Among these publications and initiatives, the Horizon report forms an influential resource for educators that are interested in not only learning what the emerging trends are, but also how they might be able to participate in and shape the transformation process.

Que sera, sera

Given the rapidly changing environments of modern societies there is a growing need to know about the development of future technologies and their impact upon societal changes. Reducing risks and identifying opportunities are common motives for studying the future. However, educational technology and technological change are both drivers and results of complex interactions in the context of social, economic, and political forces. Future Studies in the educational technology sector are methodologically tricky and may be compared to forecasting today’s weather:

“Very long-range climate trends, alternative scenarios, or panels of experts are less effective than getting a rich contextual picture of the weather (perhaps from the weather channel) and looking at very recent trends such as direction and speed of weather fronts.” (Coates et al., 2001).

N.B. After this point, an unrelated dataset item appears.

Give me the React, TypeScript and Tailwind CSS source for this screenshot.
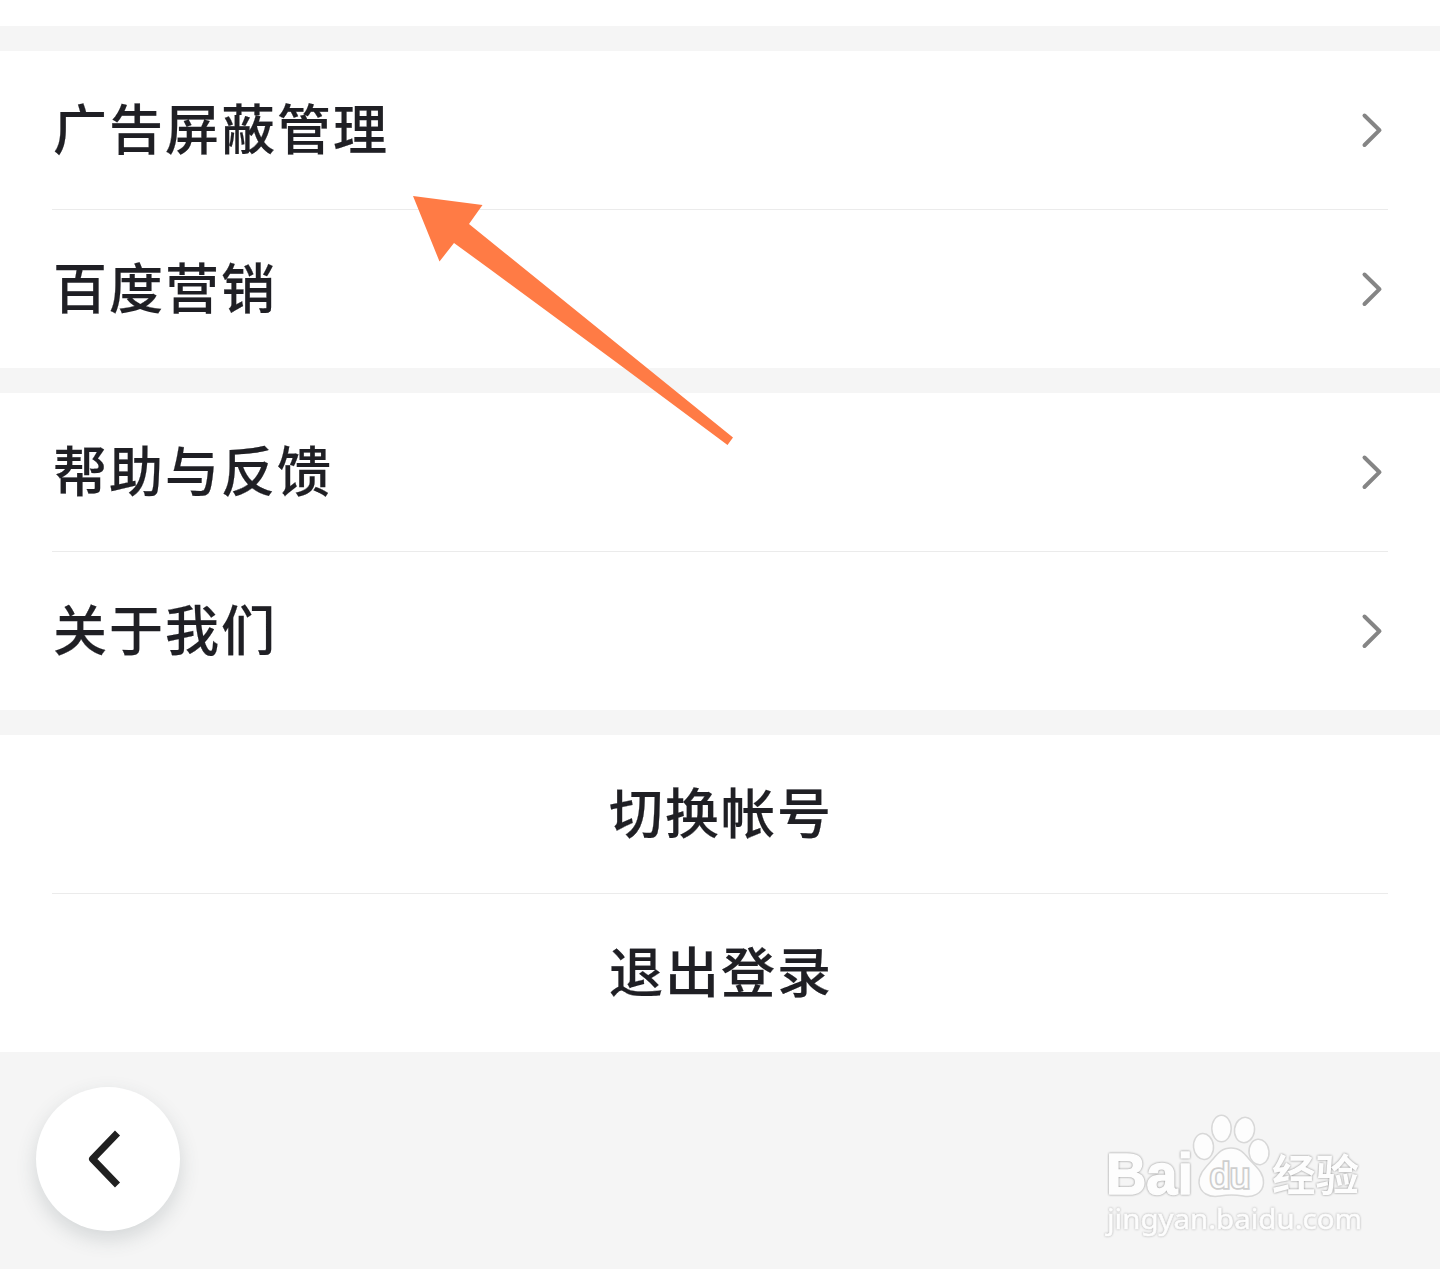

At first glance, one would expect that trend forecasts like the Horizon Report thrive to achieve correct prognosis about the future and that thus their quality is simply measured by the number of correct predictions in a given time frame. However, at a closer look, it is not that simple. The report is conducted to influence and inform strategic planning. Thereby it impacts future developments and may foster or prevent certain developments. Hence, its strength is to inspire discourse within the community by depicting alternative futures for educational technology adoption.